A 'move' operation alters the ordering of read commands issued to one bank in the memory device. The ordering of the subset of read commands (R B ⊂ P ) to each bank (B) can be expressed by a relation on R B . Let Successor ⊂ P × P be the transitive reduction of the relation {(c 1 , c 2 )|f time (c 2 ) > f time (c 1 )}. This relation when applied to the subset of read commands which make up a bank (R B ) gives the ordering of read commands within that bank. An example of a move operation can be seen in Figure 1 .
Fig. 1. Move Operation
Before the move:
and afterwards,
In essence, the move operation moves a command from one position in the ordering to another, producing a new total ordering of reads. Each move is selected to reduce the number of row swap operations (which introduce 'activate' and 'precharge' commands) in the schedule by clustering together read commands to the same row.
The 'pack' operation is a procedure which interleaves commands across all banks according to a heuristic based on the slack available in the schedule. Given a subset (S) of the commands in P , where S are all within the same memory bank, we define the function f totalslack : 2 P → N as :
where
The pack procedure maintains a set of scheduled instructions (Sched B ) for each bank (b) and proceeds as follows.
set Sched b = ∅ for all banks b = 1, 2, . . . , B. while 3) Select the latest scheduled command C pre from Sched B sel . 4) Find successor(C pre , C succ ) in P . 5) Schedule C succ , i.e. alter f time (C succ ) to move C succ as close in time to C pre without:
• Scheduling C succ at the same time as any other command.
• Violating local intra-bank ordering constraints.
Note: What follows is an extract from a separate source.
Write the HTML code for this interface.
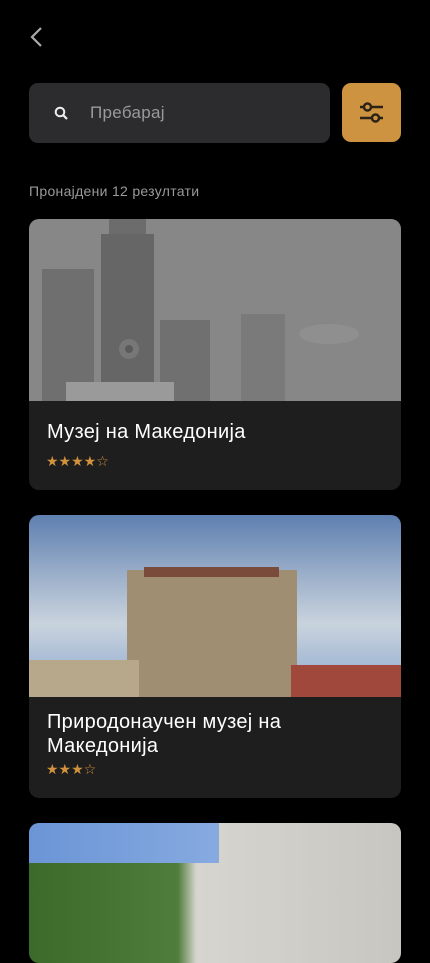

• Violating global activate-activate constraints. 6) Sched B sel = Sched B sel ∪ C succ . end while In our implementation, the constraint solver ensures that the conditions in step 5) are not violated. A series of alternating 'pack' and 'move' operations reduces the number of row swap operations and interleaves accesses to different banks.
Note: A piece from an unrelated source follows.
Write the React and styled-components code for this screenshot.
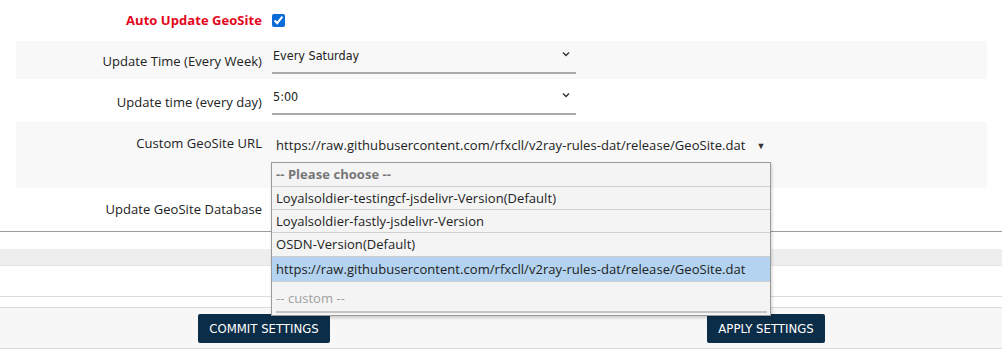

V. SCHEDULE IMPLEMENTATION
After producing a valid constrained command schedule at compile time, appropriate hardware can be created to generate the schedule within the FPGA. Scheduled commands are represented in a 24-bit format with a 3-bit opcode, a 3-bit field to determine to which bank the command should be issued, a 14-bit field to hold row/column addresses and a 4-bit field to indicate a 0 to 15 cycle delay before issuing subsequent commands. In this format, two 18-Kbit block RAMs can hold 1536 commands (shown in Figure 2) , which can accomodate a schedule of variable length between 1536 and 24576 cycles. The schedule can be extended as appropriate with the addition of further block RAMs. 
VI. RESULTS
Execution schedules and their associated memory references were generated from several representative benchmarks. A Sobel edge-detector defined as an affine loop body, a Radix-4 FFT code defined recursively and a matrix-matrix multiplication are considered. The IP-block based approach was evaluated using the Altera High Performance Memory Controller V9.0 which is interfaced using a four entry command FIFO buffer. The SDRAM device simulated has a 200Mhz command clock and 8-bit word size. Two different controllers were implemented to create comparison points with our statically scheduled approach. In the first, memory references were only sent to the controller 'on-demand' when they were first seen in the execution schedule. In the second controller, data was aggressively prefetched, keeping the DDR controller FIFO buffer full. In both cases, when data for the execution pipeline was unavailable, the controller would stall until data was returned from the controller. The number of stall cycles introduced due to unavailability of data is recorded in Table II . As would be expected, the prefetching approach hides much of the latency of the memory requests. A static schedule was generated alongside this and the number of stall cycles introduced by negative slack in the generated schedule is presented for comparison. Table II shows that our static scheduled approach achieves a median reduction in read stall cycles of 4× across the selected benchmarks. Figure 3 shows the first 75 cycles of the FFT256 benchmark extracted from simulation of the dynamic controller and the output from the local search procedure. The static approach has selected bursts of eight beats while the dynamic controller only produces bursts of four beats, however since there are substantial gaps in the dynamic controller schedule and there is no increase in overall throughput by selecting longer bursts, this discrepancy is unlikely to contribute significantly to the improved performance of our schedule. Instead we can look at the increase in the average number of words fetched per row-swap. In Figure 3 , the static schedule loads 64 words in 3 row-swaps whilst the dynamic controller loads 24 words in 5 row-swaps. The local search algorithm has found a schedule which exploits locality to improve the throughput of the memory controller in a way that the dynamic controller was unable to do.
VII. CONCLUSION These results show an average 4× reduction in memory stalls across the presented benchmarks by statically scheduling the SDRAM accesses feeding a scratchpad memory buffer rather than using a dynamically scheduled SDRAM Controller IP.